The rebels' attitude makes it much easier for the Sudan government to do nothing other than just watch its ill-prepared bunch and bands of armed rebels. Consequently Khartoum's representatives and commitment remain untested by the mediators and the rebels on many issues because the rebels are too absorbed in their own self-importance to concentrate or focus on the larger picture. While the Sudan government has in Abuja obviously experienced, informed and well connected security and political figures, the rebel groups have chosen to send largely ineffectual, faction-ridden elements. Give or take half a dozen on both sides, all the rebels could be sent back without any impact on the talks.

After all the months of talks one had expected that these rebels would be gaining in experience and acquiring needed skills in engaging in negotiations, but they are rather stagnating and playing reactionary politics with the lives, blood, sweat and suffering of their peoples.

There is no doubt that the cause of Darfur is just but these rebels claiming to represent the suffering masses of Darfur are not doing so justly. Like the Khartoum government they are not legitimate leaders of the people. They are their self-appointed liberators. But unlike many liberation movements in Africa, which had to depend on the people to build and plan with them, these rebels have too many willing regional and international actors indulging their delusions of grandeur.

There are many weaknesses with the AU force in Darfur and also with the mediation framework but clamouring for its replacement with a UN one instead of helping to strengthen it, is a recipe for prolonged dithering on the part of the rebels and the government. A situation in which the rebels seem to have no faith in the AU and implicit confidence in non-African governments and institutions is playing into the hands of the government.

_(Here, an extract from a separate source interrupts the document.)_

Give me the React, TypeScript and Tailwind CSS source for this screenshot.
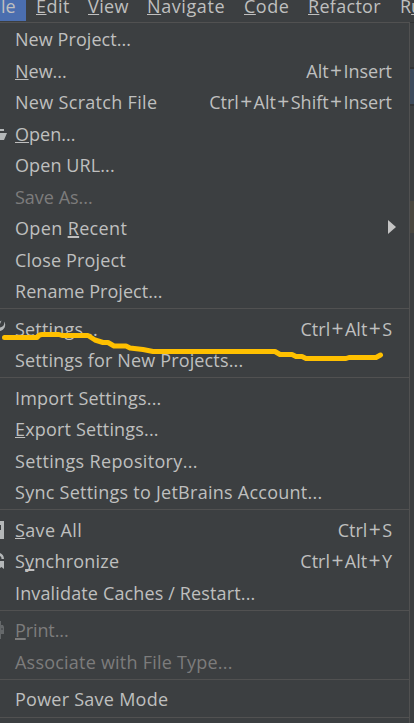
import { Fragment, type ReactNode } from "react";

type Item = {
  label: string;
  mnemonic?: number;
  shortcut?: string;
  disabled?: boolean;
  submenu?: boolean;
  icon?: ReactNode;
  tracking?: string;
  thick?: boolean;
  raised?: boolean;
};

const FolderIcon = () => (
  <svg width="8" height="16" viewBox="0 0 8 16" fill="#b4b7b8">
    <path d="M0 3h4v2H0zM0 7h7l-3 7H0z" />
  </svg>
);
const WrenchIcon = () => (
  <svg className="-mt-[4px]" width="8" height="18" viewBox="0 0 8 18" fill="#b4b7b8">
    <path d="M4.300 3.500C6.500 7.500 4.500 12 0 13V9.500L1.500 9C3.500 8.500 4.500 6.500 4.300 3.500zM0 3.500L1.500 2.500L0 6z" />
  </svg>
);
const SaveIcon = () => (
  <svg width="8" height="18" viewBox="0 0 8 18" fill="#b4b7b8">
    <path d="M0 0h4v18H0V9h1V4H0z" />
  </svg>
);
const SyncIcon = () => (
  <svg width="8" height="18" viewBox="0 0 8 18" fill="#b4b7b8">
    <path d="M0 1C2.500 2 4 4 4 7H1.500C1.500 5 1 4.500 0 4zM0 9h4v8l-2.500-2L0 16z" />
  </svg>
);
const PrintIcon = () => (
  <svg width="8" height="18" viewBox="0 0 8 18" fill="#65686a">
    <path d="M0 0h1v4h2l1 2v7H1v5H0z" />
    <path d="M1.500 7h1v2h-1z" fill="#3c3f41" />
  </svg>
);

const groups: Item[][] = [
  [
    { label: "New Project...", raised: true, tracking: "tracking-[0.07px]" },
    { label: "New...", mnemonic: 0, shortcut: "Alt+Insert" },
    { label: "New Scratch File", raised: true, shortcut: "Ctrl+Alt+Shift+Insert", tracking: "tracking-[0.31px]" },
    { label: "Open...", mnemonic: 0, icon: <FolderIcon /> },
    { label: "Open URL...", tracking: "tracking-[0.1px]" },
    { label: "Save As...", disabled: true },
    { label: "Open Recent", mnemonic: 5, submenu: true, thick: true, tracking: "tracking-[0.36px]" },
    { label: "Close Project", tracking: "tracking-[0.15px]" },
    { label: "Rename Project...", tracking: "tracking-[0.06px]" },
  ],
  [
    { label: "Settings...", shortcut: "Ctrl+Alt+S", icon: <WrenchIcon />, tracking: "tracking-[0.18px]" },
    { label: "Settings for New Projects...", tracking: "tracking-[0.15px]" },
  ],
  [
    { label: "Import Settings...", tracking: "tracking-[0.2px]" },
    { label: "Export Settings...", mnemonic: 0, tracking: "tracking-[0.17px]" },
    { label: "Settings Repository...", tracking: "tracking-[0.34px]" },
    { label: "Sync Settings to JetBrains Account...", tracking: "tracking-[0.26px]" },
  ],
  [
    { label: "Save All", mnemonic: 0, shortcut: "Ctrl+S", icon: <SaveIcon />, tracking: "tracking-[0.37px]" },
    { label: "Synchronize", mnemonic: 1, shortcut: "Ctrl+Alt+Y", icon: <SyncIcon />, thick: true, tracking: "tracking-[0.22px]" },
    { label: "Invalidate Caches / Restart...", tracking: "tracking-[0.14px]" },
  ],
  [
    { label: "Print...", mnemonic: 0, disabled: true, icon: <PrintIcon />, thick: true, tracking: "tracking-[-0.1px]" },
    { label: "Associate with File Type...", disabled: true, tracking: "tracking-[0.22px]" },
  ],
  [{ label: "Power Save Mode", raised: true, tracking: "tracking-[0.25px]" }],
];

function Label({ text, mnemonic, thick }: { text: string; mnemonic?: number; thick?: boolean }) {
  if (mnemonic === undefined) return <>{text}</>;
  return (
    <>
      {text.slice(0, mnemonic)}
      <span
        className={`underline underline-offset-[1px] [text-decoration-skip-ink:none] ${thick ? "decoration-2" : "decoration-1"}`}
      >
        {text[mnemonic]}
      </span>
      {text.slice(mnemonic + 1)}
    </>
  );
}

function Shortcut({ keys }: { keys: string }) {
  return (
    <span>
      {keys.split("+").map((key, i) => (
        <Fragment key={i}>
          {i > 0 && <span className="mx-[1.4px] text-[21px] leading-none">+</span>}
          {key}
        </Fragment>
      ))}
    </span>
  );
}

function Row({ item }: { item: Item }) {
  return (
    <div
      className={`flex h-[31.4px] items-center pr-[17px] ${item.raised ? "pt-[1.4px]" : "pt-[2.2px]"} ${item.disabled ? "text-[#7c7c7c]" : "text-[#bfbfbf]"}`}
    >
      <span className="flex w-[15px] shrink-0">{item.icon}</span>
      <span className={`grow ${item.tracking ?? ""}`}>
        <Label text={item.label} mnemonic={item.mnemonic} thick={item.thick} />
      </span>
      {item.shortcut && <Shortcut keys={item.shortcut} />}
      {item.submenu && (
        <svg className="-mt-[2px] -mr-[5px]" width="9" height="14" viewBox="0 0 9 14" fill="#c4c4c4">
          <path d="M0 0l8 7-8 7z" />
        </svg>
      )}
    </div>
  );
}

export default function App() {
  return (
    <div className="relative h-[723px] w-[414px] overflow-hidden bg-[#3c3f41] font-['Open_Sans','Noto_Sans',sans-serif] text-[18px] leading-[24px] whitespace-pre text-[#bfbfbf]">
      <nav className="flex h-[22px] w-[460px] items-start">
        <span className="flex h-[21px] w-[26px] shrink-0 bg-[#4b6eaf]"><span className="-mt-[6px] pl-[1px]">le</span></span>
        <span className="-mt-[6px] ml-[10px] w-[52px] shrink-0 tracking-[0.5px]"><Label text="Edit" mnemonic={0} /></span>
        <span className="-mt-[6px] w-[59px] shrink-0 tracking-[0.4px]"><Label text="View" mnemonic={0} /></span>
        <span className="-mt-[6px] w-[97px] shrink-0 tracking-[0.6px]"><Label text="Navigate" mnemonic={0} /></span>
        <span className="-mt-[6px] w-[64px] shrink-0 tracking-[0.5px]"><Label text="Code" mnemonic={0} /></span>
        <span className="-mt-[6px] w-[92px] shrink-0 tracking-[0.3px]"><Label text="Refactor" mnemonic={0} /></span>
        <span className="-mt-[6px] shrink-0"><Label text="Run" mnemonic={1} /></span>
      </nav>
      <div className="flex">
        <div className="h-[701px] w-[410px] shrink-0 border-t border-r border-[#515151]">
          {groups.map((group, i) => (
            <div key={i}>
              {group.map((item) => (
                <Row key={item.label} item={item} />
              ))}
              <div className="flex h-[6.4px] items-center">
                <div className="h-px w-full bg-[#515151]" />
              </div>
            </div>
          ))}
        </div>
        <div className="w-[4px]">
          <div className="h-[45px] border-t border-[#303234]" />
          <div className="h-[39px] border-y-2 border-[#323436] bg-[#3d4b5c]" />
          <div className="h-[95px]" />
          <div className="h-[32px] bg-[#49473f]" />
        </div>
      </div>
      <svg className="pointer-events-none absolute inset-0" width="414" height="723" fill="none">
        <path
          d="M4.500 337.500H37Q39 334.500 42 334.500H59L62 335.500H88L95 340L103 342.500H108L114 346H126L130 348L143 349.500L153 351.500H275L280 354.500H292L296 356.500H302L306 358.500H346L349 357.500H376L380.500 355"
          stroke="#ffc000"
          strokeWidth="5"
          strokeLinecap="round"
          strokeLinejoin="round"
        />
      </svg>
    </div>
  );
}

The belief by the rebels that the AU will be replaced by a different force and mediators is actually encouraging the rebels to consider their role in Abuja as mere “walk on parts”, since there will be other forums for them outside of Africa for negotiations. By default they are conceding the diplomatic and political terrain in Africa to Khartoum while putting their faith in non-Africans. They obviously have not learnt anything from the crisis of the opposition in Zimbabwe.

While they are not talking with the AU mediators they are flattered to be the darling of many Westerners in the talks. Like the true colonial-minded leaders they are, they feel gratified to be seen with one western diplomat or the other, no matter how lowly placed. It boosts their sense of self-importance. It also gives the diplomats, security operatives and intelligence gatherers masquerading as supporters of negotiations a ringside seat in playing God with African lives. I honestly think the ritual presence of outsiders (especially so called Donor-countries) in these negotiations is, on the whole, negative. They are not putting pressure on the rebels to engage positively and instead seem to be encouraging their belligerence.

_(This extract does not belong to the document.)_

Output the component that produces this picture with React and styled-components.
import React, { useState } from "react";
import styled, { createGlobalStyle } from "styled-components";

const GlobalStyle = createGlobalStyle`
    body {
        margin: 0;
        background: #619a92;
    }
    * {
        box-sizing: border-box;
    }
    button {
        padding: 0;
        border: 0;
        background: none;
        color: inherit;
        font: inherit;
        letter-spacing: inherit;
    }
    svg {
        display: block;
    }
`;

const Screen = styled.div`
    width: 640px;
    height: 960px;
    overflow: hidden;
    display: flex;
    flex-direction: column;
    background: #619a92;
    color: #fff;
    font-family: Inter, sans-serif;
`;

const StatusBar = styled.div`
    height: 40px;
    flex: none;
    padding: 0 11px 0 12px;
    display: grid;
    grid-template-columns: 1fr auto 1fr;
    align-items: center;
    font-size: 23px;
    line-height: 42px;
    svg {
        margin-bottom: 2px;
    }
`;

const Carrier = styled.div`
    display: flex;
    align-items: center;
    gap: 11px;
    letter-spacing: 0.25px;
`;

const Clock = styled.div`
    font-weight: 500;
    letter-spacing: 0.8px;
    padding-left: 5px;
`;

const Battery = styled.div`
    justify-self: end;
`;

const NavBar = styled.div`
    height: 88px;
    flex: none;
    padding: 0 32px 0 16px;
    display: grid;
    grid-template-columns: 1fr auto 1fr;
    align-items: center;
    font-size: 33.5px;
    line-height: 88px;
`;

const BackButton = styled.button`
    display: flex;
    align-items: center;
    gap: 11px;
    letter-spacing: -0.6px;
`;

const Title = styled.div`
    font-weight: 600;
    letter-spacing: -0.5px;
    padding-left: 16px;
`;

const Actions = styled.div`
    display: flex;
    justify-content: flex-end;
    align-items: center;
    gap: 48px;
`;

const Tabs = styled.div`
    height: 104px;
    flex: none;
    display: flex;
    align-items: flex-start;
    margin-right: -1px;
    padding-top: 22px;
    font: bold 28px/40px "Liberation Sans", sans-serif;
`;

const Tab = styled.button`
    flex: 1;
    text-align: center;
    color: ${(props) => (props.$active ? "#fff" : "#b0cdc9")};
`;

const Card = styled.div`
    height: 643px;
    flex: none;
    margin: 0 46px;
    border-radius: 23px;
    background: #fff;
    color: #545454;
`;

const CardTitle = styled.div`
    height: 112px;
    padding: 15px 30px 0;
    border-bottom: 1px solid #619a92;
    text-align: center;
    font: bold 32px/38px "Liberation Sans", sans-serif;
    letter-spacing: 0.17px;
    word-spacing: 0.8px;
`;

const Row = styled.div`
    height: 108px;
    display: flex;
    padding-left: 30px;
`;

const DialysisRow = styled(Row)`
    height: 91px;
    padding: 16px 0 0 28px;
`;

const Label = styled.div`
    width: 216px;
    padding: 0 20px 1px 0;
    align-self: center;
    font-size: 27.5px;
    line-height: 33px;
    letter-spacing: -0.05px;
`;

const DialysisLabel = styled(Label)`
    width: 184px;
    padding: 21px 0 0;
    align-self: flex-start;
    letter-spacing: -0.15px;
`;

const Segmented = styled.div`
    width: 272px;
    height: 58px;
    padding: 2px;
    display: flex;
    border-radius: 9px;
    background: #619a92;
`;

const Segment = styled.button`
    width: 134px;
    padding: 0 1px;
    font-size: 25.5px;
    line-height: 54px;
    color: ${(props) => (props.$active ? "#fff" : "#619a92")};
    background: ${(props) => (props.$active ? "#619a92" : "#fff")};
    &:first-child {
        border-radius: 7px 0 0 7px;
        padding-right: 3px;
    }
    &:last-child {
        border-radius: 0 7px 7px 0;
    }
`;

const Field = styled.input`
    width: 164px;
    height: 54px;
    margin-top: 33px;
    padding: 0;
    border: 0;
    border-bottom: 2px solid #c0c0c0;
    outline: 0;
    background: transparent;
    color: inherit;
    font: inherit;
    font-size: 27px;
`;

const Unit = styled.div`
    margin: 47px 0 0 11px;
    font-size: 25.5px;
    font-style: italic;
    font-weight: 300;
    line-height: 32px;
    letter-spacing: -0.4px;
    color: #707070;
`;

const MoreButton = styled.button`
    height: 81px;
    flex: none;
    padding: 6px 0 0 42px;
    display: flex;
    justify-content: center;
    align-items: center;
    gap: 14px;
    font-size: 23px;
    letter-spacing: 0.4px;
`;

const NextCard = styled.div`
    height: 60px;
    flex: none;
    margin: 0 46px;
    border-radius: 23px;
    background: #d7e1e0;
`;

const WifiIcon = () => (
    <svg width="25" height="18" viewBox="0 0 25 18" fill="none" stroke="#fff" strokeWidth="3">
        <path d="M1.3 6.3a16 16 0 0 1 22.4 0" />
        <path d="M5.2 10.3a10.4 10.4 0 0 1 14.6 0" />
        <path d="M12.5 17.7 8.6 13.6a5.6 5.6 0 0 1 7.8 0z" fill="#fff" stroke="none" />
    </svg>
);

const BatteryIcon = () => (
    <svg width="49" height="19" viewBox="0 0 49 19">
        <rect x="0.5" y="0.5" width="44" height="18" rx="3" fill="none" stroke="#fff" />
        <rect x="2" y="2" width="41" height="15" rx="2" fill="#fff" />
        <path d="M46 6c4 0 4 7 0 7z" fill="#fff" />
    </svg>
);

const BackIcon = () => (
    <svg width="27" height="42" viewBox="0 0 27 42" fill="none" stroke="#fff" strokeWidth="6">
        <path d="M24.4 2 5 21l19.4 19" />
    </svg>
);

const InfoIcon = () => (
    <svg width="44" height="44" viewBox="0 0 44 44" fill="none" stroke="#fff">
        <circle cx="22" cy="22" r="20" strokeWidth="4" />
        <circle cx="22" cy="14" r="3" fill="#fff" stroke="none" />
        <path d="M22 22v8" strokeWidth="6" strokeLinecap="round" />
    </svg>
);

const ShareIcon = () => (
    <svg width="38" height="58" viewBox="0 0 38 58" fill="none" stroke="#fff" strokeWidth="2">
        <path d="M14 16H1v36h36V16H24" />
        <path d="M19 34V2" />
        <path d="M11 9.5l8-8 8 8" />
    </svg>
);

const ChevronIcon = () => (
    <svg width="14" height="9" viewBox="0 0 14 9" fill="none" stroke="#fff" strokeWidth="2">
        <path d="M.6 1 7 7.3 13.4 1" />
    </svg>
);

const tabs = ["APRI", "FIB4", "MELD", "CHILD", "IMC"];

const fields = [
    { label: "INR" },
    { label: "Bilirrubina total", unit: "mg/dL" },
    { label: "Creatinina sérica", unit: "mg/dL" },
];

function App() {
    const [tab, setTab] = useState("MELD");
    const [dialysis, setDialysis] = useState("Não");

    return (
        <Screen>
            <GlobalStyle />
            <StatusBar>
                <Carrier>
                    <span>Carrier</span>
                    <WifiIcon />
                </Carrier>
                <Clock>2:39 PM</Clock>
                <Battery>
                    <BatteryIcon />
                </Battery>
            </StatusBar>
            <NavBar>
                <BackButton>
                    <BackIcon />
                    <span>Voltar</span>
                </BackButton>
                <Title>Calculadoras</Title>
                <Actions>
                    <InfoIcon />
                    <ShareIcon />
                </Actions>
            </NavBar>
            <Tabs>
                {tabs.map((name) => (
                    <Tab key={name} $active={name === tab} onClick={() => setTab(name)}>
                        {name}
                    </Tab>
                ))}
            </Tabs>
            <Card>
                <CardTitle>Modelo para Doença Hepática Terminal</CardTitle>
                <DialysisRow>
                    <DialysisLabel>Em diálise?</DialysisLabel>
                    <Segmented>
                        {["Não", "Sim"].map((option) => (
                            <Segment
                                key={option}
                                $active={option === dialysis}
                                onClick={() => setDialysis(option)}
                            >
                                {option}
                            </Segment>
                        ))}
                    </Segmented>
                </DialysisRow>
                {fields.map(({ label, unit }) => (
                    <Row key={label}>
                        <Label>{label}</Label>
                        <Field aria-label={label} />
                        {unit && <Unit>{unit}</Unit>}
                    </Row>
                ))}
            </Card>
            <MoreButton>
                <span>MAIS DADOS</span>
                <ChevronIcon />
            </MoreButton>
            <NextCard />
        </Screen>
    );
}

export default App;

The priority should be to make the ceasefire effective, stop the massacres and protect the civilians. These can only be achieved through making the African Union troops more effective and expanding their mandate if possible through the UN Security Council. If this is not possible, the AU should do so by itself and seek the necessary international support to carry out the mandate. This also means that the loopholes in the original ceasefire that are being exploited by the government and its killer groups and the rebels too, need to be plugged. It means putting all pressure on Khartoum and the rebels to sign off the security agreement and be held accountable for it. In the worse case scenario, the AU needs to show political courage and call the bluff of the rebels by calling off the talks and advising them to call back when they are ready for serious talks and agreement. Meanwhile the threat of not giving Khartoum the diplomatic and political honour of hosting the next summit, due in Khartoum in January, should be made clear if the government continues to kill its own people. A government and opposition force whose power depends on mass suffering and death of their own peoples should be denied the company of other Africans and all decent peoples the world over.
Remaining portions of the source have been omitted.